WIP Patch: pg_dump structured

Started by Attila Sokiabout 3 years ago4 messageshackers

pgsql@attilasoki.com

about 3 years ago

Hi all,

I was looking for a way to track actual schema changes after database migrations
in a VCS. Preferably, the schema definition should come from a trusted source
like pg_dump and should consist of small files.
This patch was born out of that need.

This patch adds the structured output format to pg_dump.
This format is a plaintext output split up into multiple files and the
resulting small files are stored in a directory path based on the dumped object.
This format can be restored by feeding its plaintext toc file (restore-dump.sql)
to psql. The output is also suitable for manipulating the files with standard
editing tools.

This patch is a WIP (V1). The patch is against master and it compiles
successfully on macOS 13.2.1 aarch64 and on Debian 11 arm64.
To test, execute pg_dump --format=structured --file=/path/to/outputdir dbname

What do you think of this feature, any chance it will be added to pg_dump once
the patch is ready?
Is the chosen name "structured" appropriate?

Thanks for any feedback.

--
Attila Soki

Tom Lane

tgl@sss.pgh.pa.us

about 3 years ago

In reply to: Attila Soki (#1)

Re: WIP Patch: pg_dump structured

Attila Soki <pgsql@attilasoki.com> writes:

This patch adds the structured output format to pg_dump.
This format is a plaintext output split up into multiple files and the
resulting small files are stored in a directory path based on the dumped object.

Won't this fail completely with SQL objects whose names aren't suitable
to be pathname components? "A/B" is a perfectly good name so far as
SQL is concerned. You could also have problems with collisions on
case-insensitive filesystems.

This format can be restored by feeding its plaintext toc file (restore-dump.sql)
to psql. The output is also suitable for manipulating the files with standard
editing tools.

This seems a little contradictory: if you want to edit the individual
files, you'd have to also update restore-dump.sql, or else it's pointless.
It might make more sense to consider this as a write-only dump format
and not worry about whether it can be restored directly.

What do you think of this feature, any chance it will be added to pg_dump once
the patch is ready?

I'm not clear on how big the use-case is. It's not really obvious to
me that this'd have any benefit over the existing plain-text dump
capability. You can edit those files too, at least till the schema
gets too big for your editor. (But if you've got many many thousand
SQL objects, a file-per-SQL-object directory will also be no fun to
deal with.)

regards, tom lane

Attila Soki

pgsql@attilasoki.com

about 3 years ago

In reply to: Tom Lane (#2)

Re: WIP Patch: pg_dump structured

On 12 Mar 2023, at 21:50, Tom Lane <tgl@sss.pgh.pa.us> wrote:

Attila Soki <pgsql@attilasoki.com> writes:

This patch adds the structured output format to pg_dump.
This format is a plaintext output split up into multiple files and the
resulting small files are stored in a directory path based on the dumped object.
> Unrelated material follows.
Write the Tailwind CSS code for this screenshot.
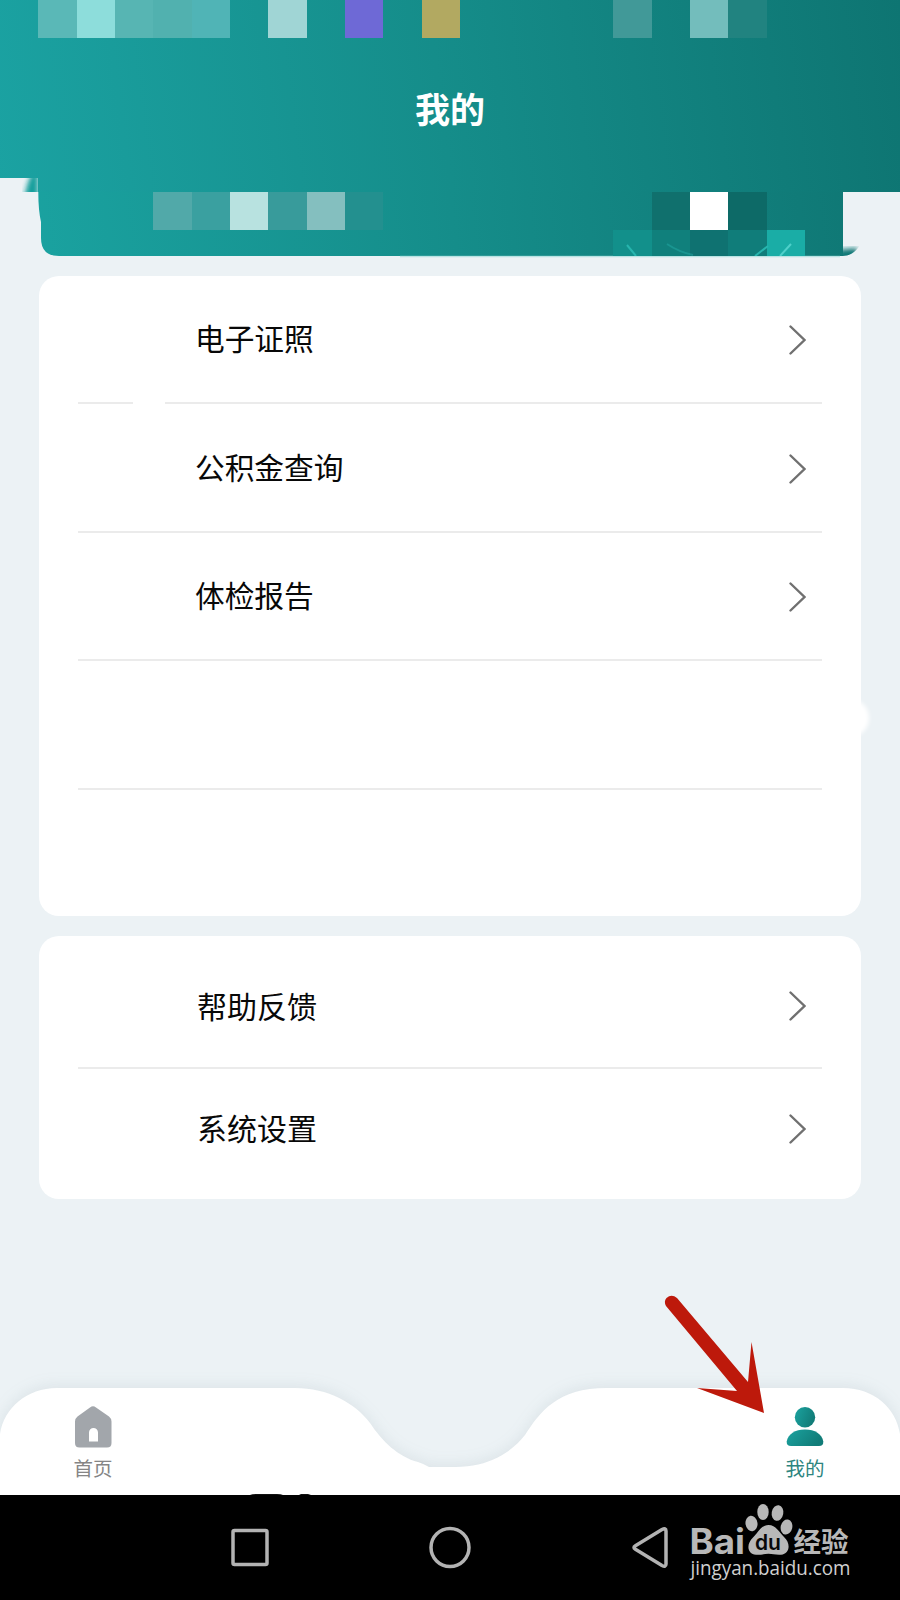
<!DOCTYPE html>
<html lang="zh-CN">
  <head>
    <meta charset="UTF-8" />
    <meta name="viewport" content="width=device-width, initial-scale=1.0" />
    <title>我的</title>
    <script src="https://cdn.jsdelivr.net/npm/@tailwindcss/browser@4"></script>
  </head>
  <body
    class="relative w-[900px] h-[1600px] overflow-hidden bg-[#ecf2f5] font-['Noto_Sans_CJK_SC',sans-serif] text-[#080808] flex flex-col"
  >
    <!-- Header -->
    <header class="relative h-[256px] shrink-0">
      <svg class="absolute inset-0" width="900" height="262" viewBox="0 0 900 262">
        <defs>
          <linearGradient id="teal" gradientUnits="userSpaceOnUse" x1="-30" y1="120" x2="900" y2="0">
            <stop offset="0" stop-color="#1ba3a3" />
            <stop offset="0.5" stop-color="#158d8a" />
            <stop offset="1" stop-color="#0e7572" />
          </linearGradient>
          <linearGradient id="cardTeal" gradientUnits="userSpaceOnUse" x1="30" y1="250" x2="870" y2="150">
            <stop offset="0" stop-color="#1aa2a0" />
            <stop offset="0.5" stop-color="#158d8a" />
            <stop offset="1" stop-color="#0f7774" />
          </linearGradient>
          <filter id="soft"><feGaussianBlur stdDeviation="2.5" /></filter>
          <clipPath id="edge"><rect x="0" y="178" width="60" height="14" /></clipPath>
          <clipPath id="corner"><path d="M843 240H863Q855 256 843 256Z" /></clipPath>
        </defs>
        <path d="M0 0H900V192H38V178H0Z" fill="url(#teal)" />
        <path d="M38 170H34Q27 180 24 200H38V170Z" fill="#199f9c" filter="url(#soft)" clip-path="url(#edge)" />
        <path d="M38.3 191.500H843V256H59Q41 256 41 238V222Q38.300 210 38.300 192Z" fill="url(#cardTeal)" />
        <path d="M838 250L857 248V260H838Z" fill="#0f7774" filter="url(#soft)" clip-path="url(#corner)" />
        <path d="M400 256.500H840" stroke="#a4dedc" stroke-width="1.500" opacity="0.7" />
      </svg>
      <div class="relative h-[38.3px] pl-[38.33px] flex">
        <span class="w-[38.33px] bg-[#5ab8b7]"></span>
        <span class="w-[38.33px] bg-[#8ddddb]"></span>
        <span class="w-[38.33px] bg-[#57b5b3]"></span>
        <span class="w-[38.33px] bg-[#51b1af]"></span>
        <span class="w-[38.33px] bg-[#50b4b6]"></span>
        <span class="w-[38.33px] ml-[38.33px] bg-[#a0d5d5]"></span>
        <span class="w-[38.33px] ml-[38.33px] bg-[#6e69d6]"></span>
        <span class="w-[38.33px] ml-[38.33px] bg-[#b2a961]"></span>
        <span class="w-[38.33px] ml-[153.33px] bg-[#419998]"></span>
        <span class="w-[38.33px] ml-[38.33px] bg-[#73bdbc]"></span>
        <span class="w-[38.33px] bg-[#218380]"></span>
      </div>
      <h1 class="relative h-[153.4px] pb-[14px] flex items-center justify-center text-[35px] leading-none font-bold text-white">
        我的
      </h1>
      <div class="relative h-[38.3px] pl-[153.33px] flex">
        <span class="w-[38.33px] bg-[#51a9a9]"></span>
        <span class="w-[38.33px] bg-[#3aa0a0]"></span>
        <span class="w-[38.33px] bg-[#b8e2e0]"></span>
        <span class="w-[38.33px] bg-[#389b9b]"></span>
        <span class="w-[38.33px] bg-[#84bfbf]"></span>
        <span class="w-[38.33px] bg-[#23908f]"></span>
        <span class="w-[38.33px] ml-[268.33px] bg-[#10706d]"></span>
        <span class="w-[38.33px] bg-white"></span>
        <span class="w-[38.33px] bg-[#0d6a67]"></span>
      </div>
      <div class="relative h-[26px] pl-[613.3px] flex">
        <span class="w-[38.33px] bg-[#12908b]"></span>
        <span class="w-[38.33px] bg-[#10807c]"></span>
        <span class="w-[38.33px] bg-[#0f7271]"></span>
        <span class="w-[38.33px] bg-[#107d7a]"></span>
        <span class="w-[38.33px] bg-[#1aada6]"></span>
      </div>
      <svg class="absolute left-[613px] top-[238px]" width="192" height="18" viewBox="0 0 192 18" fill="none" stroke="#27b5ae" stroke-width="2">
        <path d="M14 7L23 18" />
        <path d="M54 6Q66 14 80 17" opacity="0.4" />
        <path d="M142 18L155 8" />
        <path d="M167 18L178 6" stroke="#4fd0ca" />
      </svg>
    </header>

    <main class="relative flex flex-col gap-5 px-[39px] pt-5">
      <!-- Services -->
      <div class="absolute left-[831px] top-[443px] w-[38px] h-[38px] rounded-full bg-white blur-[2px]"></div>
      <section class="relative h-[640px] rounded-[20px] bg-white px-[39px]">
        <a class="relative h-[128.400px] pl-[117px] pr-4 flex items-center justify-between border-b-2 border-[#ebebeb] text-[29.700px] leading-none">
          <span class="-mt-[2px]">电子证照</span>
          <svg class="mt-[2px]" width="17" height="30" viewBox="0 0 17 30" fill="none" stroke="#707070" stroke-width="2.4" stroke-linecap="round"><path d="M1.500 1.500L15.500 15L1.500 28.500" /></svg>
          <i class="absolute left-[55px] -bottom-[3px] w-[32px] h-1 bg-white"></i>
        </a>
        <a class="h-[128.400px] pl-[117px] pr-4 flex items-center justify-between border-b-2 border-[#ebebeb] text-[29.700px] leading-none">
          <span class="-mt-[2px]">公积金查询</span>
          <svg class="mt-[2px]" width="17" height="30" viewBox="0 0 17 30" fill="none" stroke="#707070" stroke-width="2.4" stroke-linecap="round"><path d="M1.500 1.500L15.500 15L1.500 28.500" /></svg>
        </a>
        <a class="h-[128.400px] pl-[117px] pr-4 flex items-center justify-between border-b-2 border-[#ebebeb] text-[29.700px] leading-none">
          <span class="-mt-[2px]">体检报告</span>
          <svg class="mt-[2px]" width="17" height="30" viewBox="0 0 17 30" fill="none" stroke="#707070" stroke-width="2.4" stroke-linecap="round"><path d="M1.500 1.500L15.500 15L1.500 28.500" /></svg>
        </a>
        <div class="h-[128.400px] border-b-2 border-[#ebebeb]"></div>
      </section>

      <!-- Support -->
      <section class="h-[263px] rounded-[20px] bg-white px-[39px]">
        <a class="h-[132.500px] pt-[9px] pl-[119px] pr-4 flex items-center justify-between border-b-2 border-[#ebebeb] text-[30px] leading-none">
          <span class="-mt-[2px]">帮助反馈</span>
          <svg class="mt-[1px]" width="17" height="30" viewBox="0 0 17 30" fill="none" stroke="#707070" stroke-width="2.4" stroke-linecap="round"><path d="M1.500 1.500L15.500 15L1.500 28.500" /></svg>
        </a>
        <a class="h-[120px] pl-[119px] pr-4 flex items-center justify-between text-[30px] leading-none">
          <span class="-mt-[3px]">系统设置</span>
          <svg width="17" height="30" viewBox="0 0 17 30" fill="none" stroke="#707070" stroke-width="2.4" stroke-linecap="round"><path d="M1.500 1.500L15.500 15L1.500 28.500" /></svg>
        </a>
      </section>
    </main>

    <!-- Tab bar -->
    <nav class="relative mt-auto h-[107px] shrink-0 px-[73px] pt-[17px] flex justify-between">
      <svg class="absolute left-0 bottom-0 overflow-visible" width="900" height="107" viewBox="0 0 900 107">
        <path
          d="M0 107V46C4 20 27 0 57 0H295C328 0 355 15 370 35C382 53 398 69 418 74Q424 76 429 79H456C488 79 511 65 525 47C540 24 557 0 607 0H843C874 0 896 20 900 46V107Z"
          fill="white"
          class="drop-shadow-[0_-3px_7px_rgba(90,120,130,0.10)]"
        />
        <path d="M250 107Q252 106 257 106H277Q281 106 283 107ZM299 107L301 106H308L311 107Z" fill="#111" />
      </svg>
      <a class="relative w-10 flex flex-col items-center text-[19.500px] leading-none text-[#858585]">
        <svg width="40" height="44" viewBox="0 0 40 44">
          <path d="M17 2.500Q20 .2 23 2.500L36 11.500Q38.500 13.500 38.500 16.500V38Q38.500 42.500 34 42.500H6.500Q2 42.500 2 38V16.500Q2 13.500 4.500 11.500Z" fill="#a2a6ab" />
          <path d="M16 36.500V27.500a4.500 4.500 0 0 1 9 0V36.500Z" fill="white" />
        </svg>
        <span class="mt-[9px] whitespace-nowrap">首页</span>
      </a>
      <a class="relative w-10 mr-[2px] flex flex-col items-center text-[19.500px] leading-none text-[#2d8580]">
        <svg width="40" height="44" viewBox="0 0 40 44">
          <defs>
            <linearGradient id="person" x1="0" y1="0" x2="1" y2="0.400">
              <stop offset="0" stop-color="#1ba3a0" />
              <stop offset="1" stop-color="#117c78" />
            </linearGradient>
          </defs>
          <circle cx="20" cy="12.300" r="10.200" fill="url(#person)" />
          <path d="M6 41Q1.500 41 1.700 36.500C3 29 10 24.500 20 24.500S37 29 38.300 36.500Q38.500 41 34 41Z" fill="url(#person)" />
        </svg>
        <span class="mt-[9px] whitespace-nowrap">我的</span>
      </a>
    </nav>

    <!-- Android navigation -->
    <footer class="relative h-[105px] shrink-0 bg-black">
      <svg width="900" height="105" viewBox="0 0 900 105" fill="none" stroke="#b3b3b3" stroke-width="3.500" stroke-linejoin="round">
        <rect x="233" y="35.500" width="34" height="34" rx="1.500" />
        <circle cx="450" cy="52.500" r="19" />
        <path d="M634 52.500Q634 51.500 635 51L662 34.500Q666 32.500 666 36V69Q666 72.500 662 70.500L635 54Q634 53.500 634 52.500Z" />
        <g fill="#b8b8b8" stroke="none">
          <ellipse cx="751.500" cy="28.500" rx="6" ry="7.800" transform="rotate(-8 751.500 28.500)" />
          <ellipse cx="763" cy="17" rx="5.700" ry="8" />
          <ellipse cx="777.500" cy="18" rx="5.800" ry="7.800" transform="rotate(10 777.500 18)" />
          <ellipse cx="786.500" cy="32" rx="5.800" ry="7.600" transform="rotate(12 786.500 32)" />
          <path d="M768.500 30C776 30 779 37 784 42C791 48 790 59 781 59.700C775 60 773 58.800 768.500 58.800S761 60 756 59.700C747 59 746 49 753 42.500C758 38 761 30 768.500 30Z" />
          <text x="689.500" y="59" font-family="Inter, sans-serif" font-weight="700" font-size="35" textLength="55.500" lengthAdjust="spacingAndGlyphs">Bai</text>
          <text x="755" y="55" fill="#080808" font-family="Inter, sans-serif" font-weight="600" font-size="21" textLength="26" lengthAdjust="spacingAndGlyphs">du</text>
          <text x="793.500" y="56.500" font-family="Noto Sans CJK SC, sans-serif" font-weight="700" font-size="27.500" textLength="55" lengthAdjust="spacingAndGlyphs">经验</text>
          <text x="690.500" y="80" fill="#d0d0d0" font-family="Open Sans, sans-serif" font-size="19.500" textLength="160" lengthAdjust="spacingAndGlyphs">jingyan.baidu.com</text>
        </g>
      </svg>
    </footer>

    <!-- Pointer to the profile tab -->
    <svg class="absolute left-[640px] top-[1270px]" width="160" height="160" viewBox="0 0 160 160">
      <path d="M26.500 28Q31.500 23.500 37 28L108 112L111.500 72L124 143L57 118L97 121L26 36Q23.500 31.500 26.500 28Z" fill="#bd190b" />
    </svg>
  </body>
</html>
Won't this fail completely with SQL objects whose names aren't suitable
to be pathname components? "A/B" is a perfectly good name so far as
SQL is concerned. You could also have problems with collisions on
case-insensitive filesystems.

The “A/B” case is handled in _CleanFilename function, the slash and other
problematic characters are replaced.
You are right about the case-insensivity, this is not handled and will fail. I forgot
to handle that. I trying to find a way to handle this.

This format can be restored by feeding its plaintext toc file (restore-dump.sql)
to psql. The output is also suitable for manipulating the files with standard
editing tools.

This seems a little contradictory: if you want to edit the individual
files, you'd have to also update restore-dump.sql, or else it's pointless.
It might make more sense to consider this as a write-only dump format
and not worry about whether it can be restored directly.

The main motivation was to track changes with VCS at the file (object) level,
editing small files was intended as a second possible use case.
I did not know that a write-only format would go.

What do you think of this feature, any chance it will be added to pg_dump once
the patch is ready?

I'm not clear on how big the use-case is. It's not really obvious to
me that this'd have any benefit over the existing plain-text dump
capability. You can edit those files too, at least till the schema
gets too big for your editor. (But if you've got many many thousand
SQL objects, a file-per-SQL-object directory will also be no fun to
deal with.)

I use something like this (a previous version) to track several thousand
objects. But I'm not sure if that would have a wide user base.
Therefore the wip to see if there is interest in this feature.
I think the advantage of having many small files is that it is recognizable
which file (object) is involved in a commit and that the SQL functions and
tables get a change history.

Thank you for your feedback.

Regards,
Attila Soki

Attila Soki

pgsql@attilasoki.com

about 3 years ago

In reply to: Attila Soki (#3)

Re: WIP Patch: pg_dump structured

On 12 Mar 2023, at 22:56, Attila Soki <pgsql@attilasoki.com> wrote:

On 12 Mar 2023, at 21:50, Tom Lane <tgl@sss.pgh.pa.us> wrote:

Won't this fail completely with SQL objects whose names aren't suitable
to be pathname components? "A/B" is a perfectly good name so far as
SQL is concerned. You could also have problems with collisions on
case-insensitive filesystems.

You are right about the case-insensivity, this is not handled and will fail. I forgot
to handle that. I trying to find a way to handle this.

Hi Tom,

Thank you for your feedback.

This is an updated version of the pg_dump structured wip patch (V2) with the
following changes:
- to avoid path collisions on case insensitive filessystems, all path components
created from user input are suffixed with the hex representation of a 32 bit
hash. “A/B” and “a/b” will get different suffixes.
- all path components are now filesystem safe

All this is a proposal, if you know a better solution please let me know.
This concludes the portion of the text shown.